Editor’s Note: For an alternative viewpoint, please see: Counterpoint: Trump Waging a War on Science

 

If media speculation is to be believed, President Trump will soon form a Presidential Commission on Climate Security (PCCS). A PCCS is long overdue, and award-winning physicist William Happer, Ph.D., the administration’s senior director of the National Security Council office for emerging technologies, is the perfect person to run it.

As the name implies, the United Nations’ Intergovernmental Panel on Climate Change (IPCC) is a political — not scientific — organization, and that’s been true from its inception. In fact, the panel was charged specifically with examining the “human causes” of climate change.

The climate is complex, with myriad factors — including the sun, ocean currents, volcanic activity and land-use alterations — contributing to changes in climate. Therefore, one can’t accurately understand the climate if one is directed to study only one aspect of it (humans’ involvement).

Since IPCC was formed in 1988, many scientists have advanced their careers and raked in big government research grants by towing the party line, which insists humans are causing dangerous climate change and only a government takeover of the economy — something like Rep. Alexandria Ocasio-Cortez’s (D-New York) “Green New Deal” — can fix it. Time and again, climate data have been manipulated and research questioning whether humans are causing dangerous climate change has been suppressed or ignored, all to make the facts conform to the theory.

Now, more than ever, we need a truly scientific debate regarding the causes and consequences of climate change, and the Happer-led Presidential Commission on Climate Security is the perfect opportunity for that to occur.

Happer has had a distinguished career in academia and in government service. He was the Cyrus Fogg Brackett professor of physics, emeritus, at Princeton University. He also served as the director of the Office of Energy Research at the U.S. Department of Energy and is currently a fellow of the American Association for the Advancement of Science and a member of the National Academy of Sciences.

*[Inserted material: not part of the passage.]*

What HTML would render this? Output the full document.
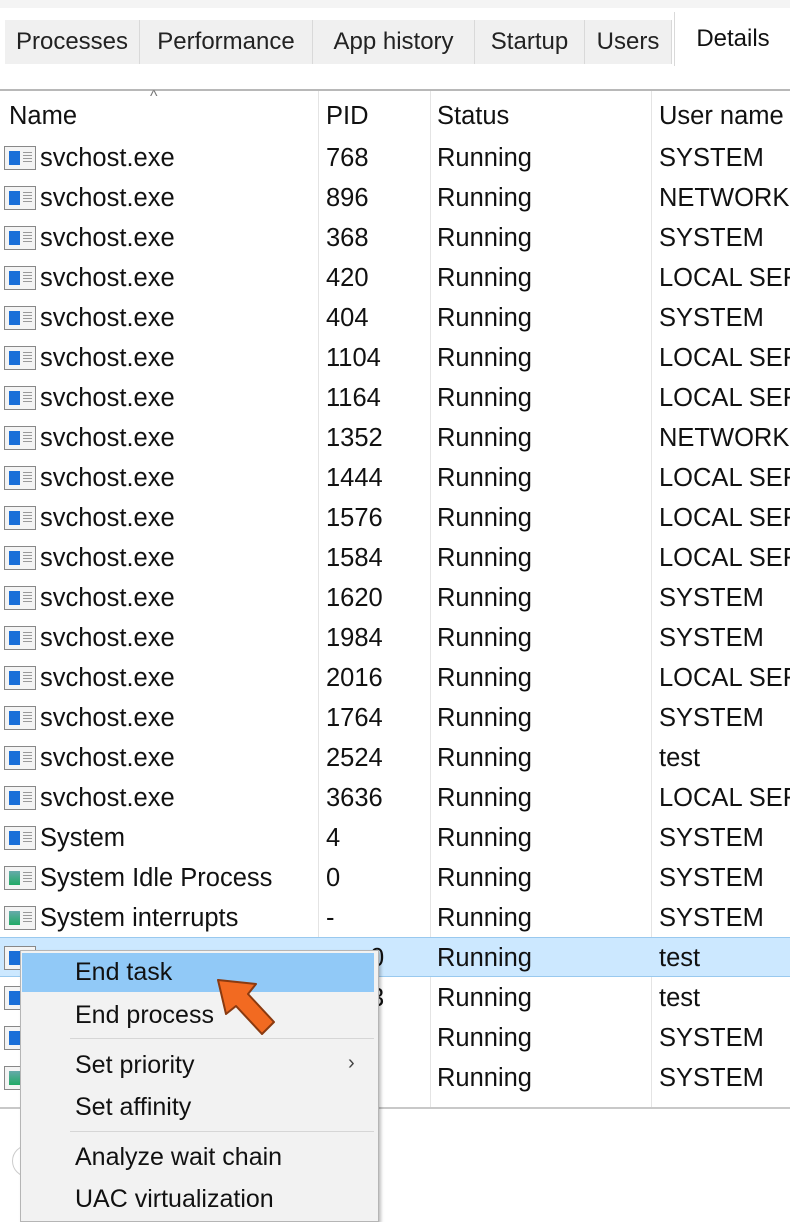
<!DOCTYPE html><html><head><style>
body{margin:0;width:790px;height:1213px;overflow:hidden;background:#fff;font-family:"Liberation Sans",sans-serif;color:#111;position:relative}
.a{position:absolute;white-space:nowrap}
.tab{position:absolute;top:20px;height:44px;background:#f0f0f0;border-right:1px solid #d9d9d9;font-size:24px;line-height:44px;text-align:center;color:#222}
.t{position:absolute;font-size:25.5px;line-height:40px;height:40px;white-space:nowrap}
.ic{position:absolute;left:4px;width:30px;height:22px;border:1px solid #888;background:#f4f4f4}
.ic i{position:absolute;left:4px;top:4px;width:11px;height:14px;background:#1a6fd8}
.ic b{position:absolute;left:18px;top:5px;width:9px;height:12px;background:repeating-linear-gradient(#999 0 1px,transparent 1px 3px)}
.ic.g i{background:linear-gradient(#6aa,#2a6)}
.mi{position:absolute;left:75px;font-size:25px;color:#111}
</style></head><body>
<div class="a" style="left:0;top:0;width:790px;height:8px;background:#f4f4f4"></div>
<div class="tab" style="left:5px;width:134px">Processes</div>
<div class="tab" style="left:140px;width:172px">Performance</div>
<div class="tab" style="left:313px;width:161px">App history</div>
<div class="tab" style="left:475px;width:109px">Startup</div>
<div class="tab" style="left:585px;width:86px">Users</div>
<div class="a" style="left:674px;top:12px;width:116px;height:54px;background:#fff;border-left:1px solid #d9d9d9;font-size:24px;line-height:54px;text-align:center">Details</div>
<div class="a" style="left:0;top:89px;width:790px;height:2px;background:#b8b8b8"></div>
<div class="a" style="left:318px;top:91px;width:1px;height:1017px;background:#e4e4e4"></div>
<div class="a" style="left:430px;top:91px;width:1px;height:1017px;background:#e4e4e4"></div>
<div class="a" style="left:651px;top:91px;width:1px;height:1017px;background:#e4e4e4"></div>
<div class="a" style="left:150px;top:88px;font-size:16px;color:#777">^</div>
<div class="t" style="left:9px;top:96px">Name</div>
<div class="t" style="left:326px;top:96px">PID</div>
<div class="t" style="left:437px;top:96px">Status</div>
<div class="t" style="left:659px;top:96px">User name</div>
<div class="a" style="left:0;top:937px;width:790px;height:38px;background:#cce8ff;border-top:1px solid #99c9ef;border-bottom:1px solid #99c9ef"></div>
<div id="rows"></div>
<div class="a" style="left:0;top:1107px;width:790px;height:2px;background:#c8c8c8"></div>
<div class="a" style="left:12px;top:1145px;width:30px;height:30px;border:1px solid #ccc;border-radius:50%"></div>
<div class="a" style="left:20px;top:950px;width:357px;height:270px;background:#f2f2f2;border:1px solid #b5b5b5;box-shadow:2px 2px 3px rgba(0,0,0,.25)"></div>
<div class="a" style="left:22px;top:953px;width:352px;height:39px;background:#91c9f7"></div>
<div class="a" style="left:70px;top:1038px;width:304px;height:1px;background:#d6d6d6"></div>
<div class="a" style="left:70px;top:1131px;width:304px;height:1px;background:#d6d6d6"></div>
<div class="mi a" style="top:958px">End task</div>
<div class="mi a" style="top:1001px">End process</div>
<div class="mi a" style="top:1051px">Set priority</div>
<div class="mi a" style="top:1093px">Set affinity</div>
<div class="mi a" style="top:1143px">Analyze wait chain</div>
<div class="mi a" style="top:1185px">UAC virtualization</div>
<div class="a" style="left:348px;top:1052px;font-size:20px;color:#444">›</div>
<svg class="a" style="left:210px;top:972px" width="75" height="75" viewBox="0 0 75 75"><path d="M8 8 L46 12 L38 22 L64 50 L52 62 L26 34 L16 42 Z" fill="#f26a21" stroke="#8a3a10" stroke-width="2" stroke-linejoin="round"/></svg>
<script>
var d=[["svchost.exe","768","SYSTEM"],["svchost.exe","896","NETWORK"],["svchost.exe","368","SYSTEM"],["svchost.exe","420","LOCAL SERV"],["svchost.exe","404","SYSTEM"],["svchost.exe","1104","LOCAL SERV"],["svchost.exe","1164","LOCAL SERV"],["svchost.exe","1352","NETWORK"],["svchost.exe","1444","LOCAL SERV"],["svchost.exe","1576","LOCAL SERV"],["svchost.exe","1584","LOCAL SERV"],["svchost.exe","1620","SYSTEM"],["svchost.exe","1984","SYSTEM"],["svchost.exe","2016","LOCAL SERV"],["svchost.exe","1764","SYSTEM"],["svchost.exe","2524","test"],["svchost.exe","3636","LOCAL SERV"],["System","4","SYSTEM"],["System Idle Process","0","SYSTEM",1],["System interrupts","-","SYSTEM",1],["","0","test"],["","3","test"],["","","SYSTEM"],["","","SYSTEM",1]];
var h="";d.forEach(function(r,i){var y=138+i*40;h+='<div class="ic'+(r[3]?' g':'')+'" style="top:'+(y+8)+'px"><i></i><b></b></div><div class="t" style="left:40px;top:'+y+'px">'+r[0]+'</div><div class="t" style="left:'+(i>=20?370:326)+'px;top:'+y+'px">'+r[1]+'</div><div class="t" style="left:437px;top:'+y+'px">Running</div><div class="t" style="left:659px;top:'+y+'px">'+r[2]+'</div>';});
document.getElementById("rows").innerHTML=h;
</script>
</body></html>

The highly qualified scientists that will make up PCCS, absent political interference or pressure, will finally be able to examine and debate objectively the full panoply of climate change causes and its purported effects on national security, agriculture, sea level and extreme weather.

Happer has written extensively on two critical aspects of climate change science: the need for quality data and the potential benefits from increased carbon dioxide.

In 2015, Happer assembled a group of more than 300 experts to sign a letter delivered to the U.S. House Committee on Science, Space and Technology critiquing scientists at the National Oceanic and Atmospheric Administration for rushing into publishing research claiming there had been no extended hiatus in rising global temperature. This claim conflicted with every extant temperature database and the findings of many organizations worldwide, including the IPCC, that concluded there had been a lengthy hiatus in global warming.

An extraordinary claim like NOAA’s demanded extraordinary proof and careful vetting. However, the opposite occurred, because NOAA violated the 2001 Data Quality Act by failing to follow proper procedures that would have ensured their data were carefully catalogued and verified for accuracy. NOAA threw science aside for political reasons: to get their research published in time to influence the Paris Climate Agreement negotiations.

Since the announcement of the PCCS, the liberal media has been hyperventilating over Happer’s statements indicating that IPCC’s temperature estimates for a doubling of carbon dioxide emissions are too high and that the modest warming that might be created by additional carbon dioxide would be modest and largely beneficial. Indeed, Happer has argued agriculture will benefit from additional carbon dioxide, which is critical to photosynthesis. As carbon dioxide concentrations have increased, crop yields have set records, plants have become more tolerant to drought, and some desert regions are greening.

These claims have made climate alarmists apoplectic, even though thousands of experiments and the actions of greenhouse operators worldwide confirm Happer’s assertions on the agricultural benefits of higher carbon dioxide concentrations and a modest warming of Earth.

For climate alarmists — and the mainstream media, which has adopted their cause — Trump’s big sin is allowing PCCS to question the claim that climate science is settled. Happer’s big sins are that he defends the need for transparent, high-quality data and he points out a modestly warmer world will bring benefits as well as costs. All the panic, gnashing of teeth, wailing and name-calling concerning PCCS comes down to this.

To advance climate science and develop sound policy, an unbiased examination and debate of the facts about climate change are necessary. This is hardly an anti-science conspiracy, and Americans deserve the work PCCS will perform with Happer at the helm.